Plastic bottles are commonly left behind along border crossings. Used to carry water, many of the bottles are left behind because they’re considered trash having been made from plastic. Four years ago, when Porter Lara spent time traveling along the U.S. and Mexico border in Southern Arizona, she noticed just how many two-liter water bottles could be found in the area. She noticed, she said, that these two-liter bottles were juxtaposed among broken pieces of pottery vessels from the cultures that have passed through the area over the centuries. Naturally, today those broken pieces of pottery are considered artifacts, while those discarded plastic bottles are considered trash. But what is it that creates this distinction between trash and artifact? Does the boundary between the two really even exist? Remember that saying, “One man’s trash is another man’s treasure?”

Through her work, Porter Lara explores how what’s considered trash today can be an artifact. Just how the broken pottery pieces she saw along the border are artifacts from previous cultures, the water bottle is a contemporary artifact of the people crossing that same border today.

The pieces you’ll find in Porter Lara’s exhibit transform the bottle into a precious object – it becomes a vessel, like those artifacts of the past, to carry life-sustaining water across a border. Her pieces encourage us to transform what we once regarded as trash into something that is telling of our human history. She blurs the border that exists between rubbish and artifact.

And while in the exhibit, it’s not hard to finally blur that distinction for yourself. Items that resemble water bottles surround you throughout the exhibit, but suddenly they’re not bottles, they’re art. The shiny, smooth texture of the hardened clay and unique shapes they’re in transform what would otherwise be considered a bottle into something prized and precious – an artifact.

A second boundary her pieces blur is one that many people create between themselves and nature. Her exhibit encourages us to question the human relationship with nature, and how those lines that we create to divide us from nature technically don’t exist.

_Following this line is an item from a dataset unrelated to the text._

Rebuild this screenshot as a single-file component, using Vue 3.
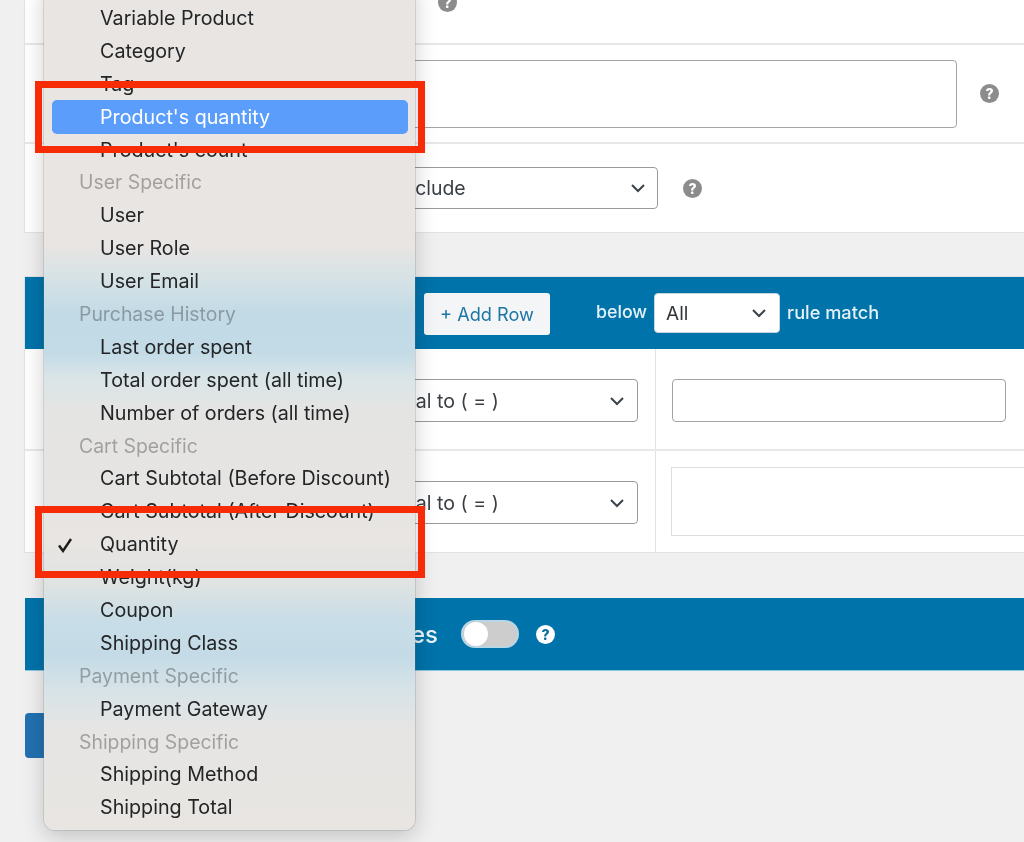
<script setup>
const menu = [
  { t: 'Variable Product' }, { t: 'Category' }, { t: 'Tag' }, { t: "Product's quantity", hi: true }, { t: "Product's count" },
  { t: 'User Specific', g: true }, { t: 'User' }, { t: 'User Role' }, { t: 'User Email' },
  { t: 'Purchase History', g: true }, { t: 'Last order spent' }, { t: 'Total order spent (all time)' }, { t: 'Number of orders (all time)' },
  { t: 'Cart Specific', g: true }, { t: 'Cart Subtotal (Before Discount)' }, { t: 'Cart Subtotal (After Discount)' }, { t: 'Quantity', on: true }, { t: 'Weight(kg)' }, { t: 'Coupon' }, { t: 'Shipping Class' },
  { t: 'Payment Specific', g: true }, { t: 'Payment Gateway' },
  { t: 'Shipping Specific', g: true }, { t: 'Shipping Method' }, { t: 'Shipping Total' }
]
</script>

<template>
  <div class="page">
    <section class="card settings">
      <div class="row row-one">
        <span class="help help-first">?</span>
      </div>
      <div class="row row-two">
        <div class="input wide"></div>
        <span class="help">?</span>
      </div>
      <div class="row row-three">
        <div class="select include">
          <span>Include</span>
          <svg class="chev" viewBox="0 0 16 10"><path d="M2 2l6 6 6-6" /></svg>
        </div>
        <span class="help">?</span>
      </div>
    </section>

    <section class="card rules">
      <header class="bar rules-bar">
        <button class="add">+ Add Row</button>
        <span class="below">below</span>
        <div class="select all">
          <span>All</span>
          <svg class="chev" viewBox="0 0 16 10"><path d="M2 2l6 6 6-6" /></svg>
        </div>
        <span class="match">rule match</span>
      </header>
      <div class="rule">
        <div class="rule-left">
          <div class="select equal">
            <span>Equal to ( = )</span>
            <svg class="chev" viewBox="0 0 16 10"><path d="M2 2l6 6 6-6" /></svg>
          </div>
        </div>
        <div class="rule-right"><div class="input value"></div></div>
      </div>
      <div class="rule second">
        <div class="rule-left">
          <div class="select equal">
            <span>Equal to ( = )</span>
            <svg class="chev" viewBox="0 0 16 10"><path d="M2 2l6 6 6-6" /></svg>
          </div>
        </div>
        <div class="rule-right"><div class="area"></div></div>
      </div>
    </section>

    <section class="bar sale-bar">
      <h2 class="sale-title">Sale Prices</h2>
      <span class="toggle"><i></i></span>
      <span class="help light">?</span>
    </section>

    <button class="save" aria-label="Save"></button>

    <ul class="menu">
      <li v-for="m in menu" :key="m.t" :class="{ group: m.g, hi: m.hi }">
        <svg v-if="m.on" class="check" viewBox="0 0 16 16"><path d="M2 8.5l4 5.5 8-12" /></svg>
        {{ m.t }}
      </li>
    </ul>

    <div class="mark mark-a"></div>
    <div class="mark mark-b"></div>
  </div>
</template>

<style>
html, body { margin: 0; background: #f0f0f1; }
</style>

<style scoped>
.page {
  position: relative;
  height: 842px;
  overflow: hidden;
  padding-left: 25px;
  box-sizing: border-box;
  background: #f0f0f1;
  font-family: Inter, "Liberation Sans", sans-serif;
  color: #2c3338;
  filter: blur(.35px);
}
.card { background: #fff; box-shadow: 0 0 0 1px #e2e2e2; margin-right: -2px; }
.settings { margin-top: -45px; height: 277px; }
.row { display: flex; align-items: center; border-bottom: 2px solid #e8e8e8; box-sizing: border-box; }
.row-one { height: 90px; padding-left: 413px; }
.help-first { margin-top: 7px; }
.row-two { height: 99px; padding-left: 300px; gap: 23px; }
.row-three { height: 88px; border-bottom: 0; padding-left: 300px; gap: 25px; }
.input { box-sizing: border-box; border: 1.5px solid #a3a3a3; border-radius: 4px; background: #fff; }
.wide { width: 632px; height: 68px; }
.select {
  box-sizing: border-box;
  display: flex;
  align-items: center;
  justify-content: space-between;
  border: 1.5px solid #9a9a9a;
  border-radius: 4px;
  background: #fff;
  font-size: 19px;
  color: #3a3f44;
}
.chev { width: 16px; height: 10px; fill: none; stroke: #3c434a; stroke-width: 2; }
.include { width: 333px; height: 42px; padding: 0 11px 0 72.5px; margin-top: -1px; font-size: 19.4px; }
.help {
  flex: none;
  width: 19px;
  height: 19px;
  border-radius: 50%;
  background: #8c8c8c;
  color: #fff;
  font-size: 14px;
  font-weight: 800;
  line-height: 19px;
  text-align: center;
}
.rules { margin-top: 45px; height: 275px; }
.bar { background: #0073aa; box-sizing: border-box; }
.rules-bar { height: 72px; display: flex; align-items: center; padding-left: 399px; }
.add {
  width: 126px;
  height: 42px;
  margin-top: 1px;
  border: 0;
  border-radius: 3px;
  background: #f3f5f6;
  color: #1d75a6;
  font: 18.2px Inter, "Liberation Sans", sans-serif;
  padding: 0;
}
.below { margin-left: 46px; color: #e4f2f8; font-size: 17.8px; font-weight: 500; margin-top: -3px; }
.all { width: 126px; height: 40px; margin-left: 7px; padding: 0 12px 0 11px; border: 1px solid #c8d6de; color: #30363a; }
.match { margin-left: 7px; color: #e4f2f8; font-size: 18.2px; font-weight: 500; margin-top: -3px; }
.rule { display: flex; height: 102px; border-bottom: 2px solid #e8e8e8; box-sizing: border-box; }
.rule.second { height: 101px; border-bottom: 0; }
.rule-left { width: 631px; flex: none; box-sizing: border-box; padding: 30px 0 0 275px; border-right: 1px solid #e2e2e2; }
.equal { width: 338px; height: 43px; padding: 0 12px 0 79.5px; font-size: 19.6px; }
.rule-right { flex: 1; padding: 30px 0 0 16px; }
.value { width: 334px; height: 43px; }
.second .rule-right { padding: 16px 0 0 15px; }
.area { height: 69px; box-sizing: border-box; border: 1px solid #dedede; background: #fff; }
.sale-bar {
  margin: 46px -2px 0 0;
  height: 72px;
  display: flex;
  align-items: center;
  box-shadow: 0 1px 0 #8cc7e0;
}
.sale-title {
  width: 413px;
  margin: 1px 0 0;
  text-align: right;
  font-size: 24px;
  font-weight: 500;
  color: #e8f5fa;
}
.toggle {
  margin-left: 23px;
  width: 58px;
  height: 28px;
  box-sizing: border-box;
  border-radius: 14px;
  background: #cdcdcd;
  border: 2px solid #b9d6e4;
  display: flex;
  align-items: center;
  padding-left: 1px;
  margin-top: -1px;
}
.toggle i { width: 24px; height: 24px; border-radius: 50%; background: #fff; }
.light { margin: 0 0 0 17px; background: #fff; color: #0b6fa3; }
.save {
  display: block;
  width: 160px;
  height: 45px;
  margin-top: 43px;
  border: 0;
  border-radius: 4px;
  background: #2271b1;
}
.menu {
  position: absolute;
  left: 44px;
  top: -16px;
  width: 371px;
  height: 846px;
  margin: 0;
  padding: 18px 0 0;
  box-sizing: border-box;
  list-style: none;
  border-radius: 0 0 11px 11px;
  box-shadow: 0 0 0 1px rgba(120, 120, 120, .22), 0 6px 22px rgba(0, 0, 0, .2);
  background: linear-gradient(180deg,
    #e8e5e2 0, #e8e5e2 262px, #d5e2e6 296px, #c2dae6 330px, #c3dbe7 368px,
    #dbe5e7 396px, #e4e4e3 425px, #e8e5e2 560px, #dfe3e2 600px, #c8dde7 636px,
    #c4dbe7 672px, #d7e3e7 706px, #e6e5e3 745px, #e8e5e2 100%);
}
.menu li {
  position: relative;
  height: 32.9px;
  line-height: 32.9px;
  margin: 0 7px 0 8px;
  padding-left: 48px;
  font-size: 19.7px;
  color: #232527;
  border-radius: 5px;
  white-space: nowrap;
}
.menu li.group { padding-left: 27px; font-size: 19.4px; color: rgba(40, 40, 40, .36); }
.menu li.hi { background: #5a9dfa; color: #fff; box-shadow: 0 -1px 0 #5a9dfa; }
.check {
  position: absolute;
  left: 5px;
  top: 9px;
  width: 16px;
  height: 16px;
  fill: none;
  stroke: #1c1c1c;
  stroke-width: 2.4;
}
.mark {
  position: absolute;
  left: 35px;
  width: 390px;
  height: 72px;
  box-sizing: border-box;
  border: 7px solid #f72c07;
}
.mark-a { top: 81px; }
.mark-b { top: 506px; }
</style>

We are a part of nature; plastic, something we consider completely separate from the natural world, is in fact made from chemicals that exist in nature and by the human hand. We discard it as if it’s trash, when in fact it is part of the natural world. Porter Lara crosses endless boundaries with her work, encouraging us to questions what boundaries and borders we encounter on a daily basis.

Border Crossing, on display from February 17 to May 14, is placed next to another exhibit, New Ground: The Southwest of Maria Martinez and Laura Gilpin, to highlight the past and ongoing creativity and history of the American southwest.

Now, if the two main themes of Border Crossing aren’t enough to think about already, the exhibit also speaks to more than binary distinctions. It reminds us of the obvious, that people are crossing borders every day. Being a time in the U.S. when that same border Porter Lara was exploring just four years ago is threatened, the exhibits bring attention to the many communities and people that have existed along that southwestern border throughout centuries. A threat to that border is a threat to the history, cultures, and people who have crossed it countless times. The exhibit is an important reminder, especially here on the east coast, of how much history the American Southwest has and continues to make every day.